┌──
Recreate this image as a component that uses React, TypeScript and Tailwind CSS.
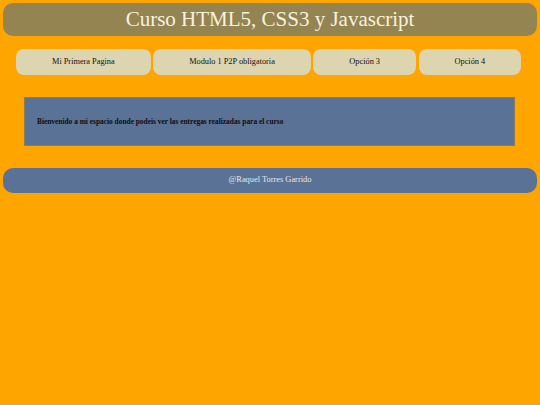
export default function App() {
  const items = ["Mi Primera Pagina", "Modulo 1 P2P obligatoria", "Opción 3", "Opción 4"];
  return (
    <div
      className="min-h-[405px] w-[540px] bg-[#ffa500] p-[3px]"
      style={{ fontFamily: '"Liberation Serif", "Times New Roman", serif' }}
    >
      <header className="flex h-[33px] items-center justify-center rounded-[10px] bg-[#948452]">
        <h1 className="text-[21px] leading-none text-[#f7f2de]">Curso HTML5, CSS3 y Javascript</h1>
      </header>
      <nav className="ml-[13px] mt-[13px] flex gap-[2.5px]">
        {items.map((t) => (
          <div
            key={t}
            className="flex h-[26px] shrink-0 items-center justify-center whitespace-nowrap rounded-[8px] bg-[#ddd4b0] px-[36px] text-[8.3px] text-[#111111]"
          >
            {t}
          </div>
        ))}
      </nav>
      <section className="mx-[22px] mt-[22px] ml-[21px] flex h-[49px] items-center border border-[#8a7d5c] bg-[#5a7295] pl-[12px]">
        <p className="text-[7.4px] font-bold text-[#0d0d14]">
          Bienvenido a mi espacio donde podeis ver las entregas realizadas para el curso
        </p>
      </section>
      <footer className="mt-[22px] flex h-[25px] items-center justify-center rounded-[10px] bg-[#5a7295]">
        <span className="text-[8.4px] text-[#e6e8ee]">@Raquel Torres Garrido</span>
      </footer>
    </div>
  );
}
└──
> _INSTRUCTIONS TO FOLLOW_
Omit the pictures, then output the rest of the listing exactly.

> _OUTPUT OF THE EXERCISE_
Recreate this image as a component that uses React, TypeScript and Tailwind CSS.
export default function App() {
  const items = ["Mi Primera Pagina", "Modulo 1 P2P obligatoria", "Opción 3", "Opción 4"];
  return (
    <div
      className="min-h-[405px] w-[540px] bg-[#ffa500] p-[3px]"
      style={{ fontFamily: '"Liberation Serif", "Times New Roman", serif' }}
    >
      <header className="flex h-[33px] items-center justify-center rounded-[10px] bg-[#948452]">
        <h1 className="text-[21px] leading-none text-[#f7f2de]">Curso HTML5, CSS3 y Javascript</h1>
      </header>
      <nav className="ml-[13px] mt-[13px] flex gap-[2.5px]">
        {items.map((t) => (
          <div
            key={t}
            className="flex h-[26px] shrink-0 items-center justify-center whitespace-nowrap rounded-[8px] bg-[#ddd4b0] px-[36px] text-[8.3px] text-[#111111]"
          >
            {t}
          </div>
        ))}
      </nav>
      <section className="mx-[22px] mt-[22px] ml-[21px] flex h-[49px] items-center border border-[#8a7d5c] bg-[#5a7295] pl-[12px]">
        <p className="text-[7.4px] font-bold text-[#0d0d14]">
          Bienvenido a mi espacio donde podeis ver las entregas realizadas para el curso
        </p>
      </section>
      <footer className="mt-[22px] flex h-[25px] items-center justify-center rounded-[10px] bg-[#5a7295]">
        <span className="text-[8.4px] text-[#e6e8ee]">@Raquel Torres Garrido</span>
      </footer>
    </div>
  );
}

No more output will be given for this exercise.